■ What to produce
Retype each line of the material exactly, please, skipping any picture in it.
********************
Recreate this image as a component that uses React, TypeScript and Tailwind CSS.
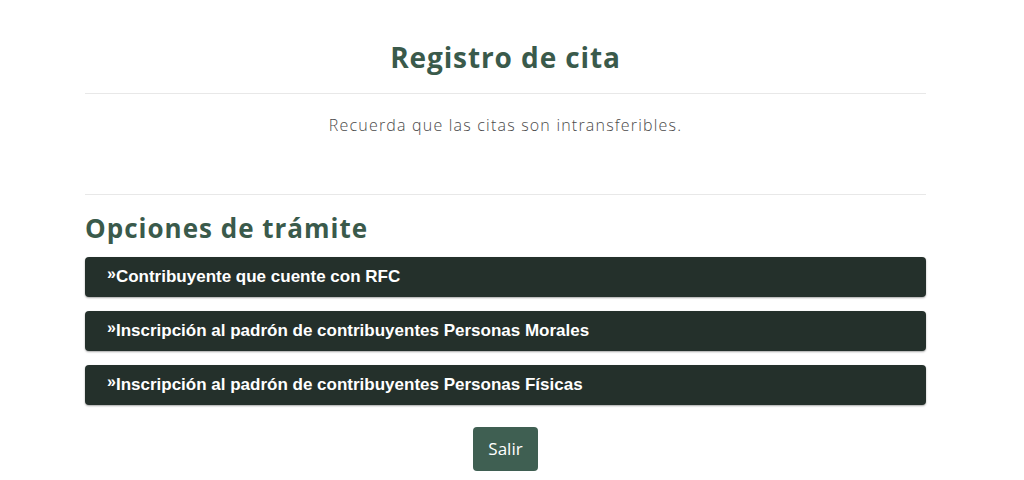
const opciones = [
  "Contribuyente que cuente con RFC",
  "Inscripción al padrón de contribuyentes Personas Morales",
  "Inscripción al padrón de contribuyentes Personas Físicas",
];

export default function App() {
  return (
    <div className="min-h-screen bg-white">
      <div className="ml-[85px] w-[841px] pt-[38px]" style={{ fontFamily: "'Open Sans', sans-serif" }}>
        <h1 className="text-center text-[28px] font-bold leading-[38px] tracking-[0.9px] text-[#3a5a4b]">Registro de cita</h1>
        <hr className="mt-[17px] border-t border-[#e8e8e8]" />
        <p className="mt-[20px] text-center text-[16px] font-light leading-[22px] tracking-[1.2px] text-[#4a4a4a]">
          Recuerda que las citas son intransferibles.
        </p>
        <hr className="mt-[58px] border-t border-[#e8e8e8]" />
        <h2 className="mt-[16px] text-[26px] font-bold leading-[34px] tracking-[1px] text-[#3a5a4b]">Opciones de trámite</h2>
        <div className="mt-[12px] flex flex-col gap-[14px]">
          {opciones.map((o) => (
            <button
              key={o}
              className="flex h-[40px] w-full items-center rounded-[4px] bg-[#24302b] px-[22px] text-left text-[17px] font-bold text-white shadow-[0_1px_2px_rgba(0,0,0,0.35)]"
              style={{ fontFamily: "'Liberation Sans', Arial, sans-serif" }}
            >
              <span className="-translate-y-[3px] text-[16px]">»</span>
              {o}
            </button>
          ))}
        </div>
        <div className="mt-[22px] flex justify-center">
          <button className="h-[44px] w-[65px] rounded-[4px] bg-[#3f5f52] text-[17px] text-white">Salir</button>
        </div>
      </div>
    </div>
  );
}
********************
■ Response
Recreate this image as a component that uses React, TypeScript and Tailwind CSS.
const opciones = [
  "Contribuyente que cuente con RFC",
  "Inscripción al padrón de contribuyentes Personas Morales",
  "Inscripción al padrón de contribuyentes Personas Físicas",
];

export default function App() {
  return (
    <div className="min-h-screen bg-white">
      <div className="ml-[85px] w-[841px] pt-[38px]" style={{ fontFamily: "'Open Sans', sans-serif" }}>
        <h1 className="text-center text-[28px] font-bold leading-[38px] tracking-[0.9px] text-[#3a5a4b]">Registro de cita</h1>
        <hr className="mt-[17px] border-t border-[#e8e8e8]" />
        <p className="mt-[20px] text-center text-[16px] font-light leading-[22px] tracking-[1.2px] text-[#4a4a4a]">
          Recuerda que las citas son intransferibles.
        </p>
        <hr className="mt-[58px] border-t border-[#e8e8e8]" />
        <h2 className="mt-[16px] text-[26px] font-bold leading-[34px] tracking-[1px] text-[#3a5a4b]">Opciones de trámite</h2>
        <div className="mt-[12px] flex flex-col gap-[14px]">
          {opciones.map((o) => (
            <button
              key={o}
              className="flex h-[40px] w-full items-center rounded-[4px] bg-[#24302b] px-[22px] text-left text-[17px] font-bold text-white shadow-[0_1px_2px_rgba(0,0,0,0.35)]"
              style={{ fontFamily: "'Liberation Sans', Arial, sans-serif" }}
            >
              <span className="-translate-y-[3px] text-[16px]">»</span>
              {o}
            </button>
          ))}
        </div>
        <div className="mt-[22px] flex justify-center">
          <button className="h-[44px] w-[65px] rounded-[4px] bg-[#3f5f52] text-[17px] text-white">Salir</button>
        </div>
      </div>
    </div>
  );
}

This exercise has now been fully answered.